В апреле 1895 года, после дальнейшей переписки и знакомства со сборником рассказов «Сердце и разум» (включая «Чувство невозможного»), Сезанн отправил Жеффруа задорную записку с завуалированным предложением:
День прибавляется, погода становится милостивее. Я свободен все утро до того часа, когда цивилизованные люди садятся обедать. Я намерен приехать в Бельвиль, чтобы пожать Вам руку и предложить Вам на рассмотрение один проект, который я обдумываю и то отвергаю, то опять принимаю. Искренне Ваш,
Сезанн задумал написать портрет, и Жеффруа охотно согласился. Сезанн прекратил ритуальный поединок с «Салоном Бугеро», но все еще не потерял надежду – если, конечно, он не шутил, когда говорил Жеффруа, что эта работа может принести ему признание, а «возможно, даже медаль!». До самого конца он не отделался от этого противоречия. Говорят, что когда Сезанн услышал, что «Купальщиков на отдыхе» хотят выставить в Люксембургском дворце как часть дара Кайботта (слух не подтвердился), он торжествующе воскликнул: «К чертям Бугеро!» – и это чувство разделяли многие в парижских кругах {778}.

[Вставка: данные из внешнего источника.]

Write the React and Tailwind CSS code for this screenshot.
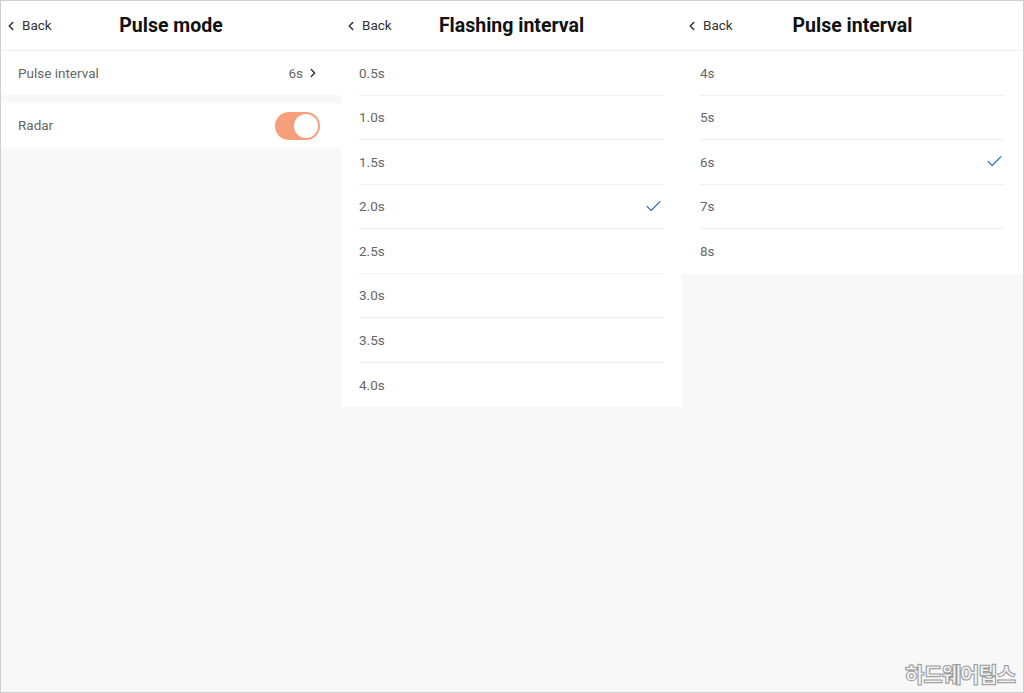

Как обычно, портрет продвигался медленно. Ни один из участников не мог легкомысленно подойти к такому делу. «Ах, как же мне не нравилось позировать! – вспоминал сын Сезанна. – Если бы он хотя бы разговаривал, пока работает! Но нет, за все время он не вымолвил ни слова, а малейшее движение приводило его в ярость» {779}. Ему позировали и работники со своими детьми. С рабочими и крестьянами он был неизменно любезен – bon enfant [84], как они выражались. Все его знакомые в Эксе были ремесленниками: бакалейщик Гаске, слесарь Ружье, винодел Ушар, каменотес Барнье, плотник Кове, садовник Валье; даже скульптор Солари может быть причислен к этой же компании. С этими людьми он не был ни излишне эмоциональным, ни замкнутым, между ними была лишь учтивость, чувство солидарности и никакого притворства. Некоторых из них он знал всю жизнь – Солари, Гаске и Ушара {780}. «В наши дни все меняется, – сказал он одному молодому гостю, – но не для меня. Я живу в городе своего детства и вновь узнаю ушедшие дни в лицах своих сверстников. Больше всего мне нравится то, как выглядят люди, которые состарились, не изменив в корне своих привычек, – люди, которые подчиняются правилам времени. Я не понимаю тех, кто противится этому процессу. Посмотри на этого старого владельца кафе, сидящего перед дверью под бересклетовым деревом, – какой стиль! А теперь взгляни на эту продавщицу на площади. Она, конечно, мила, о ней не скажешь ничего плохого. Но эти волосы, одежда – как вульгарно!» {781}
Ружье, его новый сосед с улицы Бульгон, тоже был художником-любителем. (Так уж сложилось, что в Эксе даже бакалейщики – художники.) Его воспоминания о Сезанне отличались прямотой:
О Сезанне говорили много чепухи. Месье [Гюстав] Кокио [писатель] рассказывал о том, как дети насмехались над ним и донимали его, – такого никогда не было: конечно, он всем казался довольно эксцентричным и его творчество едва ли ценили по достоинству, но люди всегда относились с уважением к его работе и были высокого мнения о нем самом. Он был очень хорошим человеком, очень искренним, но легко терял самообладание. Например, он не выносил, когда кто-то смотрит, как он пишет. Если кто-то вдруг приходил и вставал позади него, когда он был sur le motif, он прекращал писать, собирал свои вещи и, ворча, уходил прочь. Я часто сталкивался с ним, но крайне редко видел его за работой. Хотя, с другой стороны, он часто говорил со мной о живописи, и то, что он говорил, было настолько глубоко, что мне далеко не всегда удавалось понять его {782}.